Category: Military

  • The Bermuda Triangle Disappearance of Flight 19

    A theory that the disappearance of five U.S. Navy Avengers on 5 December 1945 was not the result of navigational error, weather, or mechanical failure, but of a giant magnetic vortex or unusual geophysical field in the Bermuda Triangle—sometimes said to have been tested, mapped, or exploited by the Navy itself. The mystery of the lost training flight helped define the modern mythology of the Triangle.

  • The Invisible Paratroopers

    A wartime rumor that Germany had developed transparent or near-transparent parachutes—often imagined as made from special silk—to drop airborne troops almost invisibly in low light or over defended territory. The theory likely drew on the real use of silk parachutes, the mystique around German airborne operations, and the wider wartime tendency to exaggerate enemy innovations into quasi-magical technologies.

  • The Ghost Army (Real but mythologized)

    A World War II theory built around a real Allied deception unit that used inflatable tanks, dummy artillery, fake radio traffic, and engineered battlefield sound to mislead German forces. Because the unit operated under secrecy and its visual decoys often looked uncanny from a distance, later rumors expanded the story into claims that the Allies had developed “invisible” or cloaked armor rather than canvas-and-rubber illusions.

  • The U-Boat in the Great Lakes

    A long-standing rumor that a German submarine had somehow penetrated the St. Lawrence system and reached Chicago or the inland Great Lakes. The claim endured because a closely related event actually happened: after World War I, the surrendered German submarine UC-97 was sailed through the St. Lawrence and Welland route into the Great Lakes, exhibited publicly, and eventually ended its life in Lake Michigan.

  • The Army and Saltpeter

    A long-running barracks myth that the military secretly put saltpeter in soldiers’ food to suppress libido, reduce distraction, and maintain discipline. The story circulated across generations of recruits, especially in basic training environments, and likely drew strength from the chemical’s real historical uses in food curing, medicine, and military-adjacent supply systems.

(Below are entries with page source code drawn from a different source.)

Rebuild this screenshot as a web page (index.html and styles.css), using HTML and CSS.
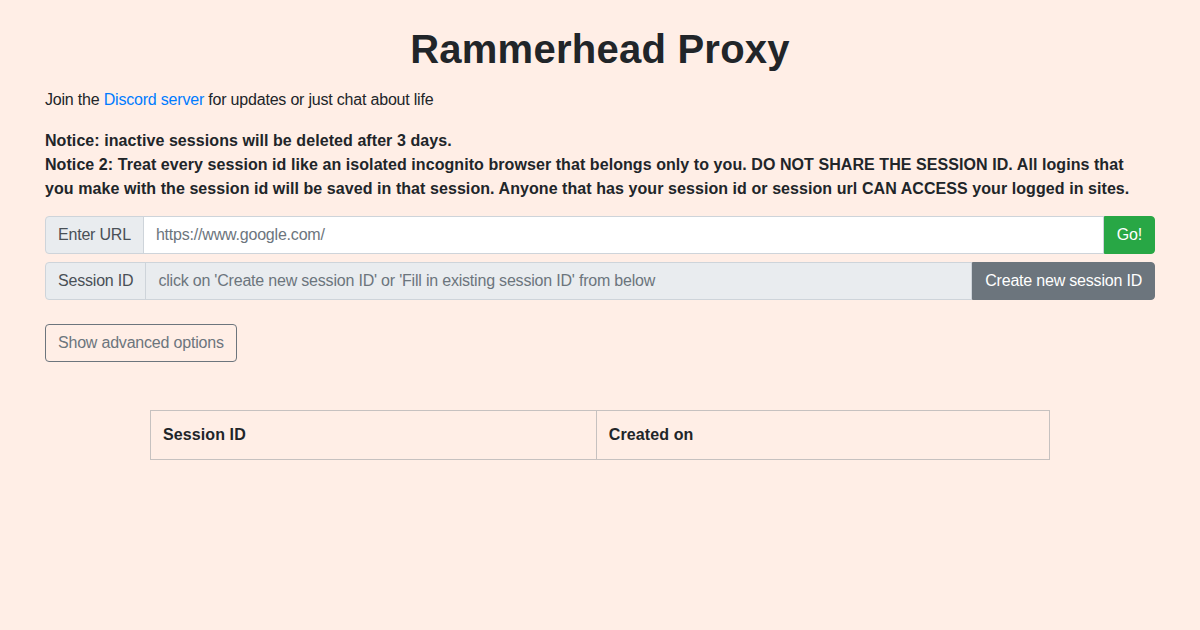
FILE: index.html
```html
<!DOCTYPE html>
<html lang="en">
<head>
<meta charset="utf-8">
<title>Rammerhead Proxy</title>
<link rel="stylesheet" href="styles.css">
</head>
<body>
<div class="container">
  <h1 class="title">Rammerhead Proxy</h1>
  <p class="join">Join the <a href="#">Discord server</a> for updates or just chat about life</p>
  <p class="notice">Notice: inactive sessions will be deleted after 3 days.<br>Notice 2: Treat every session id like an isolated incognito browser that belongs only to you. DO NOT SHARE THE SESSION ID. All logins that you make with the session id will be saved in that session. Anyone that has your session id or session url CAN ACCESS your logged in sites.</p>
  <div class="input-group">
    <span class="addon">Enter URL</span>
    <input class="field" type="text" placeholder="https://www.google.com/">
    <button class="btn btn-go">Go!</button>
  </div>
  <div class="input-group">
    <span class="addon">Session ID</span>
    <input class="field field-disabled" type="text" placeholder="click on 'Create new session ID' or 'Fill in existing session ID' from below" disabled>
    <button class="btn btn-gray">Create new session ID</button>
  </div>
  <div class="adv-row">
    <button class="btn btn-outline">Show advanced options</button>
  </div>
  <table class="sessions">
    <thead>
      <tr><th>Session ID</th><th>Created on</th></tr>
    </thead>
  </table>
</div>
</body>
</html>
```

FILE: styles.css
```css
* { box-sizing: border-box; }
html, body { margin: 0; padding: 0; }
body {
  background: #ffeee6;
  color: #212529;
  font-family: "Liberation Sans", Arial, sans-serif;
  font-size: 16px;
  line-height: 1.5;
  letter-spacing: -0.2px;
}
.container {
  width: 1140px;
  margin: 0 auto;
  padding: 25px 15px 0;
}
.title {
  margin: 0 0 15px;
  font-size: 40px;
  font-weight: 700;
  line-height: 1.2;
  text-align: center;
  letter-spacing: 0.25px;
}
.join { margin: 0 0 17px; }
.join a { color: #007bff; text-decoration: none; }
.notice { margin: 0 0 15px; font-weight: 700; letter-spacing: 0.07px; }
.input-group {
  display: flex;
  height: 38px;
  margin-bottom: 8px;
}
.addon {
  display: flex;
  align-items: center;
  padding: 0 12px;
  background: #e9ecef;
  border: 1px solid #ced4da;
  border-radius: 4px 0 0 4px;
  color: #495057;
  white-space: nowrap;
}
.field {
  flex: 1;
  min-width: 0;
  margin: 0 0 0 -1px;
  padding: 0 12px;
  border: 1px solid #ced4da;
  background: #fff;
  font: inherit;
  letter-spacing: inherit;
  color: #495057;
  outline: none;
}
.field::placeholder { color: #6c757d; opacity: 1; }
.field-disabled { background: #e9ecef; }
.btn {
  font: inherit;
  letter-spacing: inherit;
  padding: 0 12px;
  border: 1px solid transparent;
  cursor: pointer;
  white-space: nowrap;
}
.btn-go {
  background: #28a745;
  border-color: #28a745;
  color: #fff;
  border-radius: 0 4px 4px 0;
}
.btn-gray {
  background: #6c757d;
  border-color: #6c757d;
  color: #fff;
  border-radius: 0 4px 4px 0;
}
.adv-row { padding-top: 16px; margin-bottom: 48px; }
.btn-outline {
  height: 38px;
  background: transparent;
  border-color: #6c757d;
  color: #6c757d;
  border-radius: 4px;
}
.sessions {
  width: 900px;
  margin: 0 auto;
  border-collapse: collapse;
}
.sessions th {
  text-align: left;
  font-weight: 700;
  padding: 12px;
  border: 1px solid #c6c1c0;
  line-height: 24px;
  letter-spacing: 0.1px;
}
```
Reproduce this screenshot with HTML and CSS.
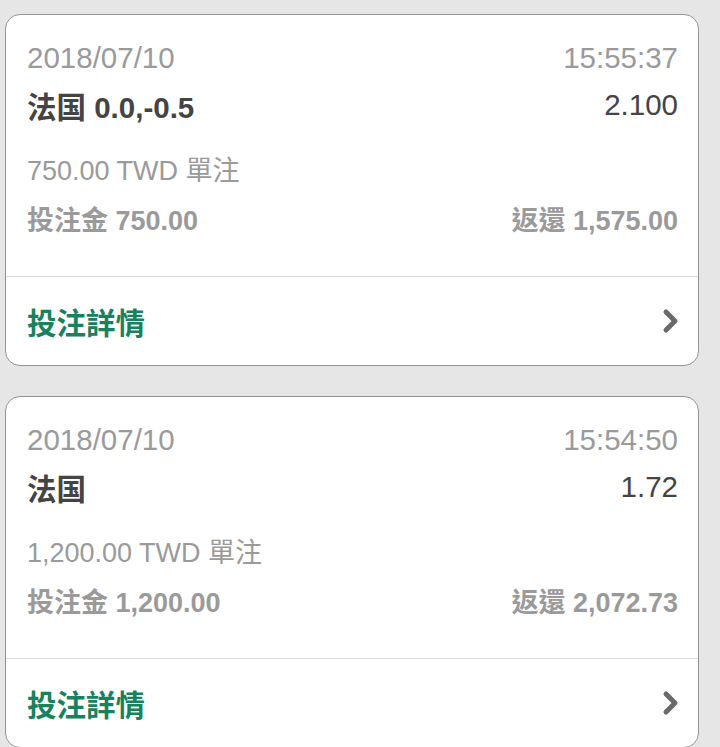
FILE: index.html
```html
<!DOCTYPE html>
<html>
<head>
<title>投注記錄</title>
<meta charset="utf-8" />
<link rel="stylesheet" href="styles.css">
</head>
<body>

<div class="list">

	<div class="bet">
		<div class="bet-body">
			<div class="row head muted">
				<span>2018/07/10</span>
				<span>15:55:37</span>
			</div>
			<div class="row strong">
				<span class="bold">法国 0.0,-0.5</span>
				<span>2.100</span>
			</div>
			<div class="row small muted spaced">
				<span>750.00 TWD 單注</span>
			</div>
			<div class="row small muted bold">
				<span>投注金 750.00</span>
				<span>返還 1,575.00</span>
			</div>
		</div>
		<a class="bet-link" href="#">
			<span>投注詳情</span>
			<svg class="chevron" width="18" height="26" viewBox="0 0 18 26"><path d="M4 4 L13 13 L4 22" fill="none" stroke="#6a6a6a" stroke-width="5" stroke-linecap="round" stroke-linejoin="round"/></svg>
		</a>
	</div>

	<div class="bet">
		<div class="bet-body">
			<div class="row head muted">
				<span>2018/07/10</span>
				<span>15:54:50</span>
			</div>
			<div class="row strong">
				<span class="bold">法国</span>
				<span>1.72</span>
			</div>
			<div class="row small muted spaced">
				<span>1,200.00 TWD 單注</span>
			</div>
			<div class="row small muted bold">
				<span>投注金 1,200.00</span>
				<span>返還 2,072.73</span>
			</div>
		</div>
		<a class="bet-link" href="#">
			<span>投注詳情</span>
			<svg class="chevron" width="18" height="26" viewBox="0 0 18 26"><path d="M4 4 L13 13 L4 22" fill="none" stroke="#6a6a6a" stroke-width="5" stroke-linecap="round" stroke-linejoin="round"/></svg>
		</a>
	</div>

</div>

</body>
</html>
```

FILE: styles.css
```css
body {
	margin: 0;
	padding: 14px 21px 0 5px;
	background: #e6e6e6;
	font: 29.5px "Liberation Sans", "Noto Sans CJK TC", sans-serif;
	overflow: hidden;
}

.list {
	display: flex;
	flex-direction: column;
	gap: 30px;
}

.bet {
	background: #fff;
	border: 1.5px solid #939393;
	border-radius: 15px;
	overflow: hidden;
}

.bet-body {
	padding: 15px 20px 33px 21px;
	border-bottom: 1px solid #d9d9d9;
}

.row {
	display: flex;
	justify-content: space-between;
	align-items: center;
	height: 50px;
}

.head {
	box-sizing: border-box;
	padding-top: 5px;
}

.small {
	font-size: 27px;
}

.spaced {
	margin-top: 13px;
}

.muted {
	color: #9a9a9a;
}

.strong {
	color: #444;
}

.bold {
	font-weight: bold;
}

.bet-link {
	display: flex;
	justify-content: space-between;
	align-items: center;
	height: 88px;
	padding: 0 18px 0 21px;
	color: #18815d;
	font-weight: bold;
	text-decoration: none;
}
```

  • The Japanese and the Submarine Aircraft Carriers

    A wartime secret that sounded implausible enough to resemble a rumor: Imperial Japan really did build giant submarines capable of carrying aircraft in a watertight hangar, surfacing to assemble and launch them before submerging again. The most famous were the I-400-class boats, designed for very long-range surprise attacks and fitted to carry Aichi M6A1 Seiran attack aircraft.